__Instruction__
All of the data should be repeated exactly; pictures are not part of the copy.
— Start of Information supplied —
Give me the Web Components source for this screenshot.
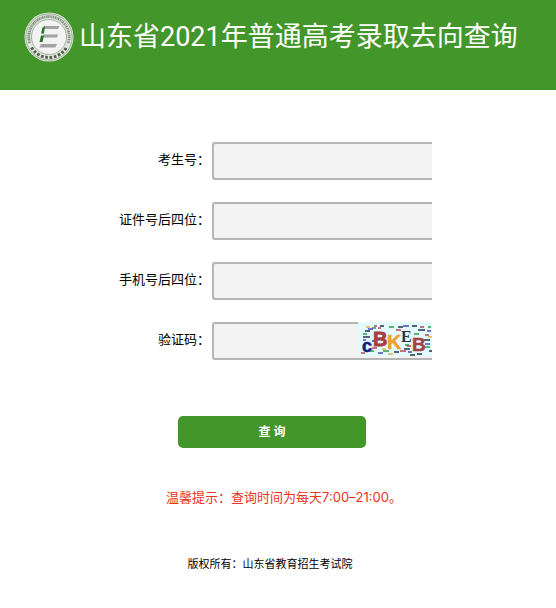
<!DOCTYPE html>
<html lang="zh-CN">
<head>
<meta charset="UTF-8">
<meta name="viewport" content="width=device-width, initial-scale=1">
<title>山东省2021年普通高考录取去向查询</title>
<style>
  body {
    margin: 0;
    background: #fff;
    color: #000;
    font-family: Inter, "Noto Sans CJK SC", sans-serif;
    font-size: 13px;
    line-height: 20px;
  }
</style>
</head>
<body>
<query-page></query-page>

<script>
class SiteLogo extends HTMLElement {
  connectedCallback() {
    this.attachShadow({ mode: 'open' });
    this.shadowRoot.innerHTML = `
      <style>
        :host {
          display: block;
          flex: none;
          width: 50px;
          height: 50px;
        }
        svg {
          display: block;
          width: 100%;
          height: 100%;
        }
      </style>
      <svg viewBox="0 0 50 50" aria-hidden="true">
        <circle cx="25" cy="25" r="24.5" fill="#dfe6dc"/>
        <circle cx="25" cy="25" r="23.2" fill="none" stroke="#8fa189" stroke-width=".8"/>
        <path d="M5.800 31A20.200 20.200 0 1 1 44.200 31" fill="none" stroke="#81917c" stroke-width="2.800" stroke-dasharray="1.300 .6 .8 .5 1.600 .7"/>
        <path d="M7.500 35.500A20.400 20.400 0 0 0 42.500 35.500" fill="none" stroke="#56604f" stroke-width="3" stroke-dasharray="2.600 1.700"/>
        <circle cx="25" cy="25" r="17.500" fill="#f3f3f3" stroke="#a5b39f" stroke-width="1"/>
        <path d="M20.500 14H35.500L34 17H19.800ZM19.500 22.500H34L33 25.500H19ZM17 32H33L31.500 35.500H15.500Z" fill="#a2a2a2"/>
        <path d="M18.500 15.500L21 14L20 21.500H17ZM17 23.500H20L18.500 30H15.500Z" fill="#27752c"/>
      </svg>
    `;
  }
}

class SiteHeader extends HTMLElement {
  connectedCallback() {
    this.attachShadow({ mode: 'open' });
    this.shadowRoot.innerHTML = `
      <style>
        :host {
          display: block;
          box-sizing: border-box;
          min-height: 90px;
          padding: 12px 24px;
          background: #43962a;
          color: #fff;
        }
        header {
          display: flex;
          align-items: center;
          gap: 5px;
        }
        h1 {
          margin: 0;
          font-family: Roboto, "Noto Sans CJK SC", sans-serif;
          font-size: 27px;
          font-weight: 400;
          line-height: 50px;
          white-space: nowrap;
        }
      </style>
      <header>
        <site-logo></site-logo>
        <h1><slot></slot></h1>
      </header>
    `;
  }
}

class CaptchaImage extends HTMLElement {
  connectedCallback() {
    this.attachShadow({ mode: 'open' });
    this.shadowRoot.innerHTML = `
      <style>
        :host {
          display: block;
          width: 74px;
          height: 34px;
        }
        svg {
          display: block;
          width: 100%;
          height: 100%;
          font-family: "Liberation Sans", sans-serif;
          font-weight: 700;
        }
        .serif {
          font-family: "Liberation Serif", serif;
        }
      </style>
      <svg viewBox="0 0 74 34" role="img" aria-label="验证码图片">
        <rect width="74" height="34" fill="#e3fbfd"/>
        <g fill="none" stroke-width="1.300">
          <path stroke="#243048" d="M7 9h5M22 4h4M54 4h5M5 15h7M60 8h7M46 27h6M66 18h6M36 30h5M52 33h5M59 32h5M71 29h3M40 5h5"/>
          <path stroke="#2f9a4a" d="M14 6h4M31 5h5M5 12h4M56 12h5M25 29h6M66 25h6M47 23h4M12 29h4M70 5h3"/>
          <path stroke="#c04058" d="M16 4h3M38 8h5M14 26h5M49 24h4M67 13h4M42 29h6M3 31h4M62 5h4M20 6h3"/>
          <path stroke="#4c44c8" d="M10 7h5M45 4h6M14 19h4M50 30h4M67 22h5M20 31h5M5 18h3M69 9h4"/>
          <path stroke="#e0b04c" d="M24 27h4M70 15h4M8 5h4M30 32h5"/>
        </g>
        <text x="4" y="30" font-size="18" fill="#151b80" stroke="#151b80" stroke-width=".6">c</text>
        <text x="15" y="24" font-size="20" fill="#a83f42" stroke="#a83f42" stroke-width=".8">B</text>
        <text x="29" y="27" font-size="20" fill="#f0a02c" stroke="#f0a02c" stroke-width=".5">K</text>
        <text class="serif" x="43" y="20" font-size="16" fill="#263746">E</text>
        <text x="54" y="29" font-size="19" fill="#a83f42" stroke="#a83f42" stroke-width=".5">B</text>
      </svg>
    `;
  }
}

class FormField extends HTMLElement {
  connectedCallback() {
    const label = this.getAttribute('label');
    const name = this.getAttribute('name');
    this.attachShadow({ mode: 'open' });
    this.shadowRoot.innerHTML = `
      <style>
        :host {
          display: grid;
          grid-template-columns: 212fr 220fr 124fr;
        }
        label {
          padding-right: 2px;
          line-height: 34px;
          text-align: right;
        }
        .box {
          position: relative;
          display: flex;
          min-width: 0;
        }
        input {
          box-sizing: border-box;
          width: 100%;
          height: 38px;
          margin: 0;
          padding: 0 8px;
          border: 2px solid #b5b5b5;
          border-right: 0;
          border-radius: 3px 0 0 3px;
          background: #f3f3f3;
          font: inherit;
          outline: none;
        }
        ::slotted(*) {
          position: absolute;
          top: 0;
          right: 0;
        }
      </style>
      <label for="${name}">${label}</label>
      <div class="box">
        <input type="text" id="${name}" name="${name}" autocomplete="off">
        <slot></slot>
      </div>
    `;
  }
}

class QueryPage extends HTMLElement {
  connectedCallback() {
    this.attachShadow({ mode: 'open' });
    this.shadowRoot.innerHTML = `
      <style>
        :host {
          display: block;
        }
        form {
          display: flex;
          flex-direction: column;
          gap: 22px;
          padding-top: 52px;
        }
        .actions {
          display: flex;
          justify-content: center;
          padding: 34px 12px 0 0;
        }
        button {
          width: 188px;
          height: 32px;
          padding: 0;
          border: 0;
          border-radius: 5px;
          background: #43962a;
          color: #fff;
          font: inherit;
          font-size: 12px;
          font-weight: 700;
          cursor: pointer;
        }
        p {
          margin: 0;
          text-align: center;
        }
        .tip {
          padding: 39px 0 0 12px;
          color: #ea3323;
        }
        .copyright {
          padding: 47px 16px 32px 0;
          font-size: 11px;
        }
      </style>
      <site-header>山东省2021年普通高考录取去向查询</site-header>
      <main>
        <form>
          <form-field label="考生号：" name="ksh"></form-field>
          <form-field label="证件号后四位：" name="sfzh"></form-field>
          <form-field label="手机号后四位：" name="sjh"></form-field>
          <form-field label="验证码：" name="yzm"><captcha-image></captcha-image></form-field>
          <div class="actions"><button type="button">查 询</button></div>
        </form>
        <p class="tip">温馨提示：查询时间为每天7:00–21:00。</p>
      </main>
      <footer><p class="copyright">版权所有：山东省教育招生考试院</p></footer>
    `;
  }
}

customElements.define('site-logo', SiteLogo);
customElements.define('site-header', SiteHeader);
customElements.define('captcha-image', CaptchaImage);
customElements.define('form-field', FormField);
customElements.define('query-page', QueryPage);
</script>
</body>
</html>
— End of Information supplied —
__Solution for this problem__
Give me the Web Components source for this screenshot.
<!DOCTYPE html>
<html lang="zh-CN">
<head>
<meta charset="UTF-8">
<meta name="viewport" content="width=device-width, initial-scale=1">
<title>山东省2021年普通高考录取去向查询</title>
<style>
  body {
    margin: 0;
    background: #fff;
    color: #000;
    font-family: Inter, "Noto Sans CJK SC", sans-serif;
    font-size: 13px;
    line-height: 20px;
  }
</style>
</head>
<body>
<query-page></query-page>

<script>
class SiteLogo extends HTMLElement {
  connectedCallback() {
    this.attachShadow({ mode: 'open' });
    this.shadowRoot.innerHTML = `
      <style>
        :host {
          display: block;
          flex: none;
          width: 50px;
          height: 50px;
        }
        svg {
          display: block;
          width: 100%;
          height: 100%;
        }
      </style>
      <svg viewBox="0 0 50 50" aria-hidden="true">
        <circle cx="25" cy="25" r="24.5" fill="#dfe6dc"/>
        <circle cx="25" cy="25" r="23.2" fill="none" stroke="#8fa189" stroke-width=".8"/>
        <path d="M5.800 31A20.200 20.200 0 1 1 44.200 31" fill="none" stroke="#81917c" stroke-width="2.800" stroke-dasharray="1.300 .6 .8 .5 1.600 .7"/>
        <path d="M7.500 35.500A20.400 20.400 0 0 0 42.500 35.500" fill="none" stroke="#56604f" stroke-width="3" stroke-dasharray="2.600 1.700"/>
        <circle cx="25" cy="25" r="17.500" fill="#f3f3f3" stroke="#a5b39f" stroke-width="1"/>
        <path d="M20.500 14H35.500L34 17H19.800ZM19.500 22.500H34L33 25.500H19ZM17 32H33L31.500 35.500H15.500Z" fill="#a2a2a2"/>
        <path d="M18.500 15.500L21 14L20 21.500H17ZM17 23.500H20L18.500 30H15.500Z" fill="#27752c"/>
      </svg>
    `;
  }
}

class SiteHeader extends HTMLElement {
  connectedCallback() {
    this.attachShadow({ mode: 'open' });
    this.shadowRoot.innerHTML = `
      <style>
        :host {
          display: block;
          box-sizing: border-box;
          min-height: 90px;
          padding: 12px 24px;
          background: #43962a;
          color: #fff;
        }
        header {
          display: flex;
          align-items: center;
          gap: 5px;
        }
        h1 {
          margin: 0;
          font-family: Roboto, "Noto Sans CJK SC", sans-serif;
          font-size: 27px;
          font-weight: 400;
          line-height: 50px;
          white-space: nowrap;
        }
      </style>
      <header>
        <site-logo></site-logo>
        <h1><slot></slot></h1>
      </header>
    `;
  }
}

class CaptchaImage extends HTMLElement {
  connectedCallback() {
    this.attachShadow({ mode: 'open' });
    this.shadowRoot.innerHTML = `
      <style>
        :host {
          display: block;
          width: 74px;
          height: 34px;
        }
        svg {
          display: block;
          width: 100%;
          height: 100%;
          font-family: "Liberation Sans", sans-serif;
          font-weight: 700;
        }
        .serif {
          font-family: "Liberation Serif", serif;
        }
      </style>
      <svg viewBox="0 0 74 34" role="img" aria-label="验证码图片">
        <rect width="74" height="34" fill="#e3fbfd"/>
        <g fill="none" stroke-width="1.300">
          <path stroke="#243048" d="M7 9h5M22 4h4M54 4h5M5 15h7M60 8h7M46 27h6M66 18h6M36 30h5M52 33h5M59 32h5M71 29h3M40 5h5"/>
          <path stroke="#2f9a4a" d="M14 6h4M31 5h5M5 12h4M56 12h5M25 29h6M66 25h6M47 23h4M12 29h4M70 5h3"/>
          <path stroke="#c04058" d="M16 4h3M38 8h5M14 26h5M49 24h4M67 13h4M42 29h6M3 31h4M62 5h4M20 6h3"/>
          <path stroke="#4c44c8" d="M10 7h5M45 4h6M14 19h4M50 30h4M67 22h5M20 31h5M5 18h3M69 9h4"/>
          <path stroke="#e0b04c" d="M24 27h4M70 15h4M8 5h4M30 32h5"/>
        </g>
        <text x="4" y="30" font-size="18" fill="#151b80" stroke="#151b80" stroke-width=".6">c</text>
        <text x="15" y="24" font-size="20" fill="#a83f42" stroke="#a83f42" stroke-width=".8">B</text>
        <text x="29" y="27" font-size="20" fill="#f0a02c" stroke="#f0a02c" stroke-width=".5">K</text>
        <text class="serif" x="43" y="20" font-size="16" fill="#263746">E</text>
        <text x="54" y="29" font-size="19" fill="#a83f42" stroke="#a83f42" stroke-width=".5">B</text>
      </svg>
    `;
  }
}

class FormField extends HTMLElement {
  connectedCallback() {
    const label = this.getAttribute('label');
    const name = this.getAttribute('name');
    this.attachShadow({ mode: 'open' });
    this.shadowRoot.innerHTML = `
      <style>
        :host {
          display: grid;
          grid-template-columns: 212fr 220fr 124fr;
        }
        label {
          padding-right: 2px;
          line-height: 34px;
          text-align: right;
        }
        .box {
          position: relative;
          display: flex;
          min-width: 0;
        }
        input {
          box-sizing: border-box;
          width: 100%;
          height: 38px;
          margin: 0;
          padding: 0 8px;
          border: 2px solid #b5b5b5;
          border-right: 0;
          border-radius: 3px 0 0 3px;
          background: #f3f3f3;
          font: inherit;
          outline: none;
        }
        ::slotted(*) {
          position: absolute;
          top: 0;
          right: 0;
        }
      </style>
      <label for="${name}">${label}</label>
      <div class="box">
        <input type="text" id="${name}" name="${name}" autocomplete="off">
        <slot></slot>
      </div>
    `;
  }
}

class QueryPage extends HTMLElement {
  connectedCallback() {
    this.attachShadow({ mode: 'open' });
    this.shadowRoot.innerHTML = `
      <style>
        :host {
          display: block;
        }
        form {
          display: flex;
          flex-direction: column;
          gap: 22px;
          padding-top: 52px;
        }
        .actions {
          display: flex;
          justify-content: center;
          padding: 34px 12px 0 0;
        }
        button {
          width: 188px;
          height: 32px;
          padding: 0;
          border: 0;
          border-radius: 5px;
          background: #43962a;
          color: #fff;
          font: inherit;
          font-size: 12px;
          font-weight: 700;
          cursor: pointer;
        }
        p {
          margin: 0;
          text-align: center;
        }
        .tip {
          padding: 39px 0 0 12px;
          color: #ea3323;
        }
        .copyright {
          padding: 47px 16px 32px 0;
          font-size: 11px;
        }
      </style>
      <site-header>山东省2021年普通高考录取去向查询</site-header>
      <main>
        <form>
          <form-field label="考生号：" name="ksh"></form-field>
          <form-field label="证件号后四位：" name="sfzh"></form-field>
          <form-field label="手机号后四位：" name="sjh"></form-field>
          <form-field label="验证码：" name="yzm"><captcha-image></captcha-image></form-field>
          <div class="actions"><button type="button">查 询</button></div>
        </form>
        <p class="tip">温馨提示：查询时间为每天7:00–21:00。</p>
      </main>
      <footer><p class="copyright">版权所有：山东省教育招生考试院</p></footer>
    `;
  }
}

customElements.define('site-logo', SiteLogo);
customElements.define('site-header', SiteHeader);
customElements.define('captcha-image', CaptchaImage);
customElements.define('form-field', FormField);
customElements.define('query-page', QueryPage);
</script>
</body>
</html>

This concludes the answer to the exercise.